Adopt "nodal" congestion management model, in an integrated day-ahead process, on the PJM model

  • Integrated, co-optimized, day ahead process addressing congestion management, energy trades, Ancillary Services, unit commitment, least cost central dispatch.

    PJM performs least cost dispatch using suppliers’ marginal cost curves.
     
  • Nodal pricing. Eliminate zones and current distinction between "intra" zonal and "inter" zonal transmission congestion.
     
  • Incorporate generator ramping constraints and other performance constraints.
     
  • Require suppliers to submit single, unit-specific, bid curve for all purposes for 24 hour period. No separate real time energy or Ancillary Services bids.

    Suppliers no longer permitted to game markets by submitting multiple bids for multiple purposes in multiple markets in single 24 hour period.

    As part of a single bid curve, suppliers can bid different prices for various hours, and can bid different prices for various ranges of output because production costs can change as more or less is produced. The important element of reform is that suppliers are not allowed to submit different sets of bids for various purposes at different times of the day.

    "Portfolio" biding without identifying the generating unit producing the power facilitates market manipulation, and should be prohibited.

    PJM uses a single bid curve. FERC’s chairman expressed concern at a recent FERC technical conference on market design that multiple bids enable suppliers to manipulate the market.
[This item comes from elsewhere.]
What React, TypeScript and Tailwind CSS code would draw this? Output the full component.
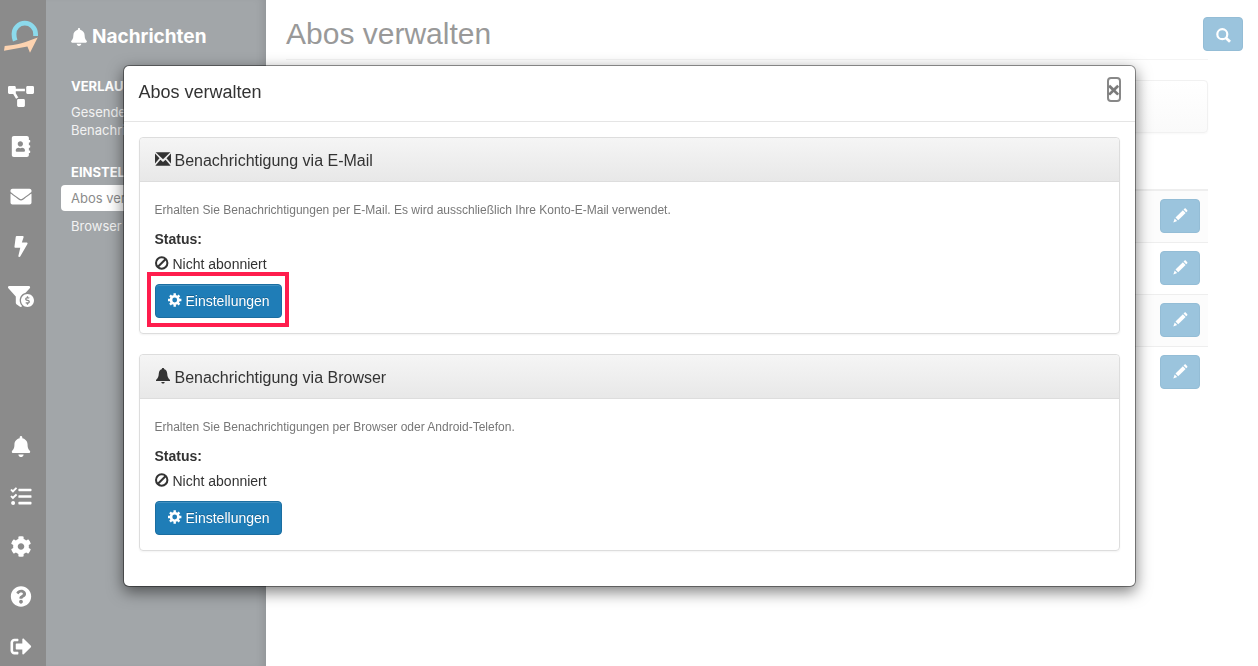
import React from "react";
import {
  FaAddressBook,
  FaBell,
  FaBolt,
  FaCog,
  FaEnvelope,
  FaFunnelDollar,
  FaProjectDiagram,
  FaQuestionCircle,
  FaSignOutAlt,
  FaTasks,
} from "react-icons/fa";

const topIcons = [
  { label: "Struktur", Icon: FaProjectDiagram },
  { label: "Kontakte", Icon: FaAddressBook },
  { label: "E-Mail", Icon: FaEnvelope },
  { label: "Aktionen", Icon: FaBolt },
  { label: "Filter", Icon: FaFunnelDollar },
];

const bottomIcons = [
  { label: "Nachrichten", Icon: FaBell },
  { label: "Aufgaben", Icon: FaTasks },
  { label: "Verwaltung", Icon: FaCog },
  { label: "Hilfe", Icon: FaQuestionCircle },
  { label: "Abmelden", Icon: FaSignOutAlt },
];

function Logo() {
  return (
    <svg viewBox="3 20 36 34" className="w-9 h-[34px]" aria-hidden="true">
      <path
        d="M15.2 40.6C14.200 38.200 14 36 14 34A10.800 10.800 0 0 1 35.600 34V36"
        fill="none"
        stroke="#8cdaec"
        strokeWidth="4.800"
      />
      <path d="M4.700 46C16 45.500 27 42 37.700 37.600L30 52.800L27.400 46.400L4 50.800Z" fill="#fdd3b0" />
    </svg>
  );
}

function EnvelopeIcon() {
  return (
    <svg viewBox="0 0 50 42" className="w-4 h-[14px] mb-1" fill="currentColor" aria-hidden="true">
      <path d="M2 0H48L25 22Z" />
      <path d="M0 4L14 19L0 35Z" />
      <path d="M50 4L36 19L50 35Z" />
      <path d="M1 42L17 23L25 30L33 23L49 42Z" />
    </svg>
  );
}

function BellIcon() {
  return (
    <svg viewBox="0 0 16 16" className="w-4 h-4 mb-1" fill="currentColor" aria-hidden="true">
      <path d="M8 0C8.800 0 9.200.5 9.300 1.200C11.200 1.700 12 3.400 12.200 5.400C12.400 8.200 12.800 9.800 15 12V13H1V12C3.200 9.800 3.600 8.200 3.800 5.400C4 3.400 4.800 1.700 6.700 1.200C6.800.5 7.200 0 8 0Z" />
      <path d="M6.300 14H9.700C9.500 15 8.900 15.600 8 15.600S6.500 15 6.300 14Z" />
    </svg>
  );
}

function BanIcon() {
  return (
    <svg viewBox="0 0 14 14" className="w-[14px] h-[14px] mb-[2px]" fill="none" stroke="currentColor" strokeWidth="2" aria-hidden="true">
      <circle cx="6.700" cy="7" r="5.700" />
      <path d="M2.700 11L10.700 3" />
    </svg>
  );
}

function GearIcon() {
  return (
    <svg viewBox="0 0 14 14" className="w-[14px] h-[14px] mb-[2px]" aria-hidden="true">
      <circle cx="6.700" cy="7" r="3.700" fill="none" stroke="currentColor" strokeWidth="2.600" />
      <g stroke="currentColor" strokeWidth="2.400">
        <path d="M6.700 .2V2.800M6.700 11.200V13.800M0 7H2.500M10.900 7H13.400" />
        <path d="M2 2.300L4 4.300M9.400 9.700L11.400 11.700M2 11.700L4 9.700M9.400 4.300L11.400 2.300" />
      </g>
    </svg>
  );
}

function PencilIcon() {
  return (
    <svg viewBox="0 0 15 15" className="w-[15px] h-[15px] mb-[2px]" fill="currentColor" aria-hidden="true">
      <path d="M11.400.7C11.900.2 12.400.2 12.900.7L14.100 1.900C14.600 2.400 14.600 2.900 14.100 3.400L13.200 4.300L10.500 1.600Z" />
      <path d="M9.900 2.200L12.600 4.900L5.200 12.300L2.500 9.600Z" />
      <path d="M1.700 10.600L4.200 13.100L.3 14.400Z" />
    </svg>
  );
}

function SearchIcon() {
  return (
    <svg viewBox="0 0 15 15" className="w-[15px] h-[15px] mt-[2px]" fill="none" stroke="currentColor" aria-hidden="true">
      <circle cx="6.300" cy="6.200" r="5" strokeWidth="2.200" />
      <path d="M10 9.900L14 13.700" strokeWidth="2.800" />
    </svg>
  );
}

function RailLink({ label, Icon }: { label: string; Icon: React.ComponentType<{ className?: string }> }) {
  return (
    <a href="#" aria-label={label} className="flex items-center justify-center h-[50px] pr-1">
      <Icon className="w-[26px] h-[21px]" />
    </a>
  );
}

function FadedButton({ label, children }: { label: string; children: React.ReactNode }) {
  return (
    <button
      type="button"
      aria-label={label}
      className="flex items-center justify-center w-10 h-[34px] rounded bg-[#9bc4dd] border border-[#94bdd6] text-white"
    >
      {children}
    </button>
  );
}

type PanelProps = {
  icon: React.ReactNode;
  title: string;
  text: string;
  highlight?: boolean;
};

function Panel({ icon, title, text, highlight }: PanelProps) {
  return (
    <section className="mb-5 border border-[#ddd] rounded shadow-[0_1px_2px_rgba(0,0,0,0.05)]">
      <h3 className="flex items-center gap-1 px-[15px] pt-[11px] pb-[9px] text-base leading-[23px] border-b border-[#ddd] rounded-t bg-linear-to-b from-[#f5f5f5] to-[#e8e8e8]">
        {icon}
        {title}
      </h3>
      <div className="p-[15px] text-sm">
        <p className="mb-[6px] text-xs leading-[26px] text-[#777]">{text}</p>
        <p className="mb-[5px] leading-5 font-bold">Status:</p>
        <p className="flex items-center gap-1 mb-[10px] leading-5">
          <BanIcon />
          Nicht abonniert
        </p>
        <div className="relative w-fit">
          <button
            type="button"
            className="flex items-center gap-1 h-[34px] pl-3 pr-[11px] rounded bg-[#1f7db7] border border-[#1b6ea1] text-white shadow-[inset_0_1px_0_rgba(255,255,255,0.15)] [text-shadow:0_-1px_0_rgba(0,0,0,0.2)]"
          >
            <GearIcon />
            Einstellungen
          </button>
          {highlight && (
            <div className="absolute -left-2 -right-[7px] -top-3 -bottom-[9px] border-4 border-[#ff1d4d] pointer-events-none" />
          )}
        </div>
      </div>
    </section>
  );
}

function SubscriptionDialog() {
  return (
    <div className="fixed inset-0 pt-[65px] px-4">
      <div
        role="dialog"
        aria-labelledby="dialog-title"
        className="max-w-[1013px] mx-auto bg-white bg-clip-padding border border-black/40 rounded-md shadow-[0_5px_15px_rgba(0,0,0,0.5)] text-[#333]"
      >
        <header className="flex items-start justify-between pl-[15px] pr-[14px] pt-[11px] pb-[15px] border-b border-[#e5e5e5]">
          <h2 id="dialog-title" className="pt-[2px] text-lg leading-[27px]">
            Abos verwalten
          </h2>
          <button
            type="button"
            aria-label="Schließen"
            className="flex items-center justify-center w-[14px] h-[25px] border-2 border-[#888] rounded text-[21px] leading-[21px] font-black text-[#7a7a7a] [text-shadow:0_0_1px_#7a7a7a]"
          >
            ×
          </button>
        </header>
        <div className="p-[15px]">
          <Panel
            icon={<EnvelopeIcon />}
            title="Benachrichtigung via E-Mail"
            text="Erhalten Sie Benachrichtigungen per E-Mail. Es wird ausschließlich Ihre Konto-E-Mail verwendet."
            highlight
          />
          <Panel
            icon={<BellIcon />}
            title="Benachrichtigung via Browser"
            text="Erhalten Sie Benachrichtigungen per Browser oder Android-Telefon."
          />
        </div>
      </div>
    </div>
  );
}

export default function App() {
  return (
    <div className="flex min-h-screen bg-white font-['Liberation_Sans',sans-serif]">
      <nav className="flex flex-col justify-between w-[46px] shrink-0 bg-[#8b8b8b] text-white">
        <div>
          <a href="#" aria-label="Startseite" className="flex items-center justify-center h-[71px] pr-1 pt-[3px]">
            <Logo />
          </a>
          {topIcons.map((item) => (
            <RailLink key={item.label} {...item} />
          ))}
        </div>
        <div className="-mb-[5px]">
          {bottomIcons.map((item) => (
            <RailLink key={item.label} {...item} />
          ))}
        </div>
      </nav>

      <aside className="w-[220px] shrink-0 pt-[25px] px-[15px] bg-[#a2a6a9] text-white text-[13px] font-['Inter',sans-serif] shadow-[inset_-8px_0_10px_-6px_rgba(0,0,0,0.12)]">
        <h2 className="flex items-center gap-[5px] px-[10px] mb-[29px] text-[19px] leading-6 font-bold">
          <FaBell className="w-4 h-[18px]" />
          Nachrichten
        </h2>
        <h3 className="px-[10px] leading-4 font-bold">VERLAUF</h3>
        <a href="#" className="block px-[10px] pt-[9px] mb-[25px] leading-[18px] text-[#f2f2f2]">
          Gesendete Benachrichtigungen
        </a>
        <h3 className="px-[10px] mb-[5px] leading-4 font-bold">EINSTELLUNGEN</h3>
        <a href="#" className="block px-[10px] mb-[2px] leading-[26px] rounded bg-white text-[#8b8b8b]">
          Abos verwalten
        </a>
        <a href="#" className="block px-[10px] leading-[26px] text-[#f2f2f2]">
          Browser
        </a>
      </aside>

      <main className="relative flex-1 min-w-0 pl-5 pr-[50px]">
        <h1 className="pt-[17px] pb-[9px] text-3xl leading-[33px] text-[#999] border-b border-[#f4f4f4]">
          Abos verwalten
        </h1>
        <div className="absolute top-[17px] right-[15px]">
          <FadedButton label="Suchen">
            <SearchIcon />
          </FadedButton>
        </div>
        <div className="h-[53px] mt-5 mb-14 border border-[#f1f1f1] rounded bg-linear-to-b from-white to-[#fafafa] shadow-[0_1px_2px_rgba(0,0,0,0.03)]" />
        <table className="w-full border-t-2 border-[#eee]">
          <tbody>
            {[1, 2, 3, 4].map((row) => (
              <tr key={row} className="h-[52px] odd:bg-[#fcfcfc] border-b border-[#eee] last:border-b-0 last:bg-white">
                <td className="px-2">
                  <div className="flex justify-end">
                    <FadedButton label="Bearbeiten">
                      <PencilIcon />
                    </FadedButton>
                  </div>
                </td>
              </tr>
            ))}
          </tbody>
        </table>
      </main>

      <SubscriptionDialog />
    </div>
  );
}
Rules must effectively replicate/make permanent must-offer and bid mitigation features of current mitigation plan

  • Legally supportable: See Colton Power, 98 FERC ¶ 61, 059 (Jan. 30, 2002) (approving new market-based rates for Colton) ("Colton Power is exempt from the SMA screen and, instead, is governed by the specific thresholds and mitigation measures approved for the California ISO market. Those mitigation measures will expire on September 30, 2002. If there is not a sufficient Commission-approved superseding mitigation regime in place at that time, Colton Power and all other sellers into the California ISO market will need to undergo review of their market-based rate authority based on the SMA screen, or such other Commission-approved market power analysis in place at that time." (footnotes omitted and emphasis added)); See also Huntington Beach Development, L.L.C., 96 FERC ¶ 61,212, reh'g denied, 97 FERC ¶ 61,256 at 62,127 (2001) (same).
     
  • Must-offer provision to prohibit physical withholding: 

    The ISO proposes a capacity/reserve obligation (called "ACAP") with availability features to replace the "must-offer" provision.
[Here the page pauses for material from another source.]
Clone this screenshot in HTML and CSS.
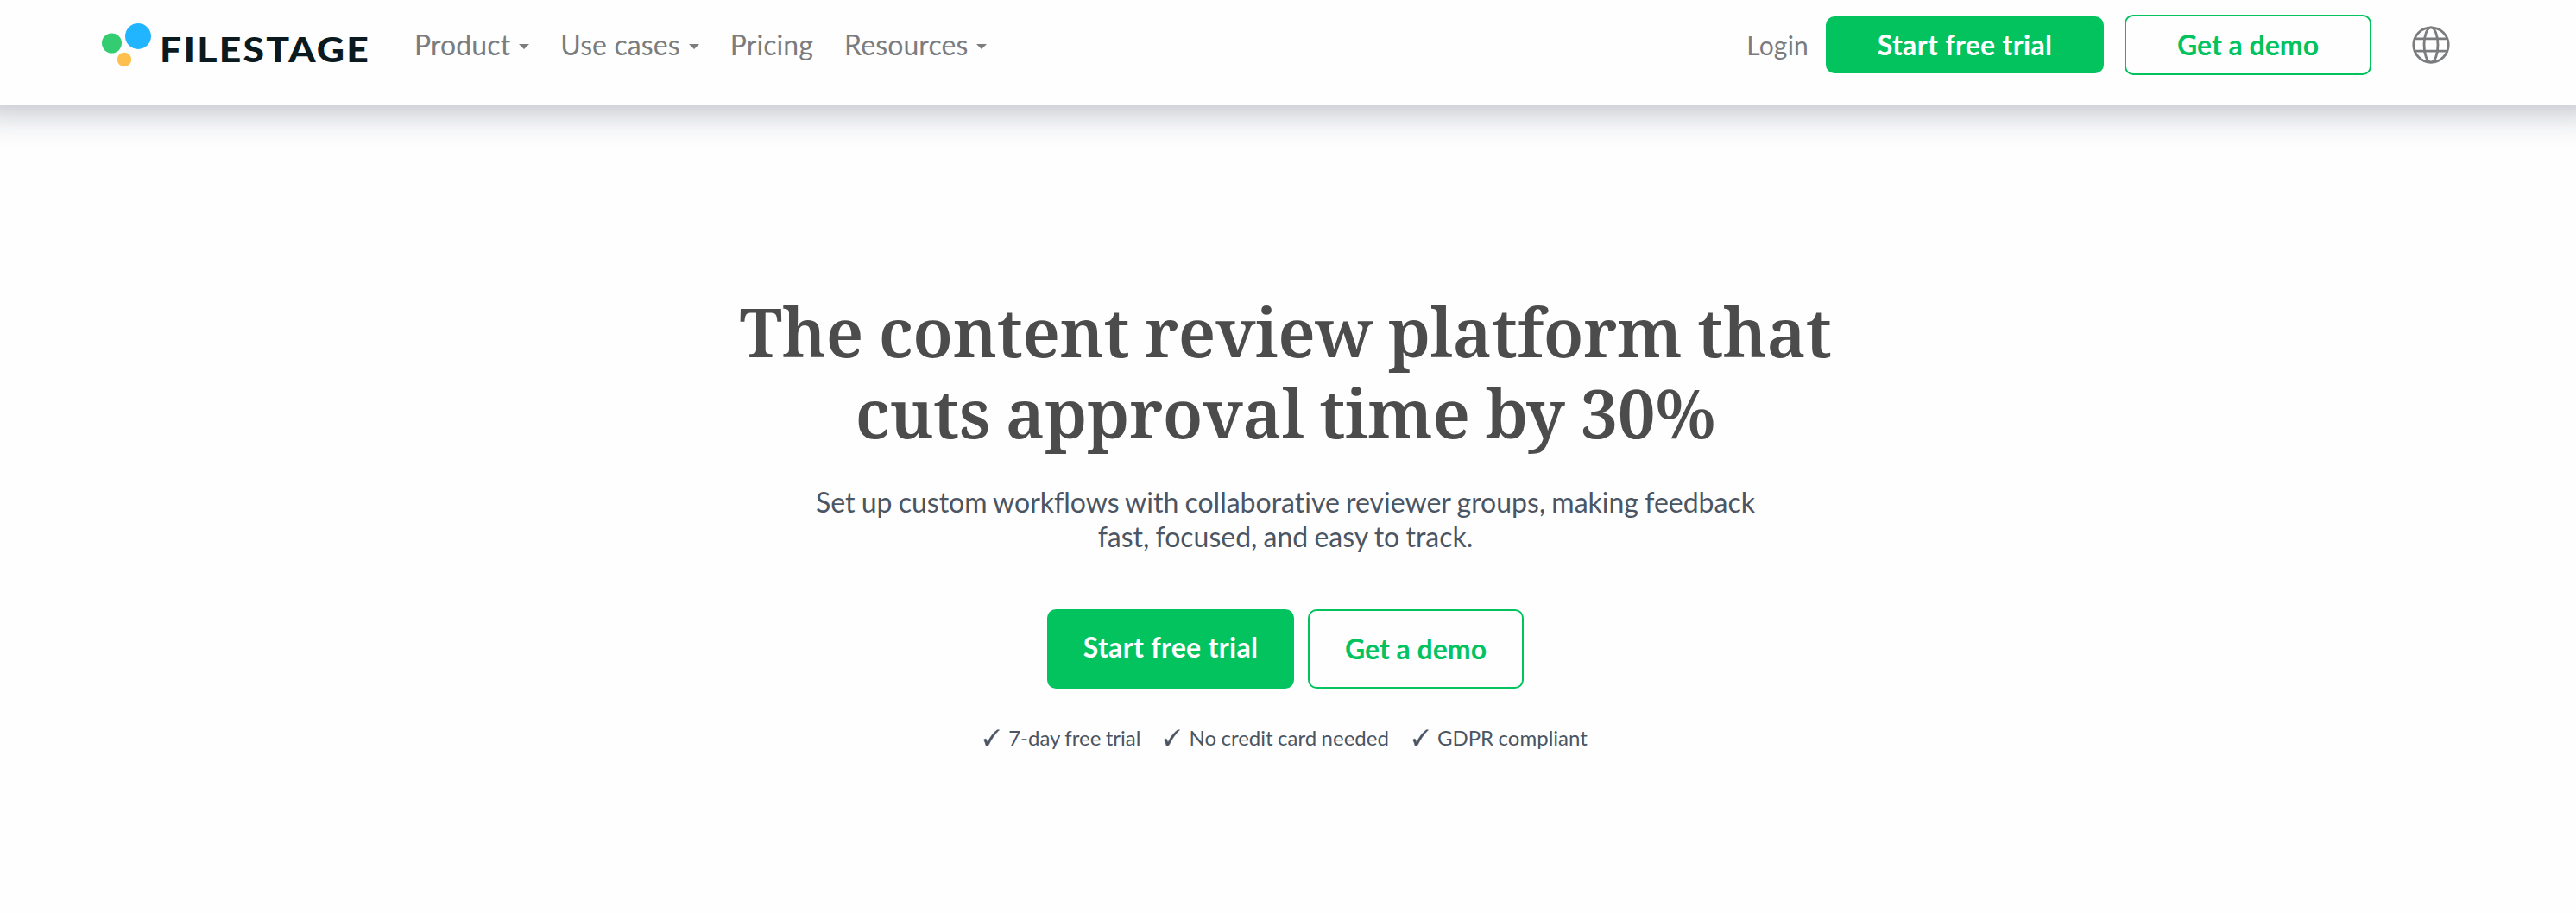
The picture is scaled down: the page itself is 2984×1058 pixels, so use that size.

    The CPUC is the agency that should direct and oversee the jurisdictional investor-owned utilities’ resource planning and procurement activities. The CPUC is developing the needed rules in its procurement proceeding. Any ISO capacity mechanism must complement CPUC procurement policies.

    To the extent ISO proceeds with ACAP market necessary features must include:

      # participation requirements (e.g. all units in ISO control area must offer otherwise uncommitted capacity in capacity market);

      # availability requirements (all ACAP participants must be fully scheduled or bid into integrated day-ahead process);

    Capacity price cap or equivalent mechanism will be necessary to avoid pushing market power to capacity markets (particularly for units with locational market power)

    CPUC and ISO procurement/capacity rules should expressly provide for reserve-sharing
     
  • Bid Mitigation mechanism to prohibit economic withholding

    ISO must establish marginal cost bid rules for energy markets. Both economic theory and FERC’s legal precedent provide support for this approach.

      # The theoretical validity of MCP pricing rests on the assumption that suppliers in a competitive market will bid their true marginal cost. Experience has shown that suppliers in the California market bid above their marginal cost most of the time. To ensure defensibility of the MCP, the ISO must require that suppliers bid their marginal cost.

      # PJM requires engineering cost curves and marginal cost bids for pre-1996 units and is considering expanding this requirement to all generating units.

      # Courts have held that competition must produce prices analogous to regulated prices. Regulation in turn attempts to administratively replicate competitive prices—that is, those produced by marginal cost bidding

      # Bid rules are not the same as price caps. Although FERC is generally not supportive of price caps, FERC has previously approved marginal cost-based bid rules in both California (never implemented prior to the crisis) and New England markets (New England Power Pool, 85 FERC ¶ 61,379 (1998), 1998 FERC LEXIS 2518 at *72, *113-114; Pacific Gas & Electric Company, 81 FERC ¶ 61,122 at 61,537-48 (1997)).

      # Supplier concerns about lack of contribution to fixed cost recovery under marginal cost bidding are misplaced. As volume in short term market is diminished, suppliers should expect longer term contracts to primarily contribute to fixed cost recovery. Infra-marginal sellers (all sellers except highest-cost seller setting MCP) will also receive contributions to fixed costs through spot market sales under marginal cost bidding rules with market clearing price mechanism.

      # Scarcity rents reflective of market power and so-called "opportunity costs" have no place in electricity markets. Scarcity value is accommodated under marginal cost bid rules as progressively higher marginal cost units are dispatched and the MCP rises to reflect such higher marginal costs.

    Marginal cost bid rules applicable to all suppliers in ISO spot energy and Ancillary Services markets, not just limited to units with recognized locational market power.

    Enhanced monitoring and real-time mitigation powers for DMA. (The NYISO has very effective monitoring and mitigation which might be used as a model).

    Consider a consistent approach throughout WSCC to address potential for renewed MW laundering.

 

Physical approach to grid management and markets

  • Schedules must be real

    load must provide realistic schedules in integrated day ahead process within a range of accuracy (probably 5-10%).

    supply committed in integrated day process must in fact perform as scheduled.
     
  • Dispatch must be enforceable and enforced – generators must perform in accordance with ISO dispatch instructions.
     
  • Primary purpose of Firm Transmission Rights ("FTRs") is assuring transmission, not investment vehicle.

 

Consider adopting PJM approach to locational market power to replace RMR contracts

  • PJM does not pay any fixed costs outside of the market to RMR plants. PJM mitigates their locational market power by requiring that these units bid their marginal cost. These units receive the system-wide locational marginal price (LMP) or 115% of their variable cost whichever is higher.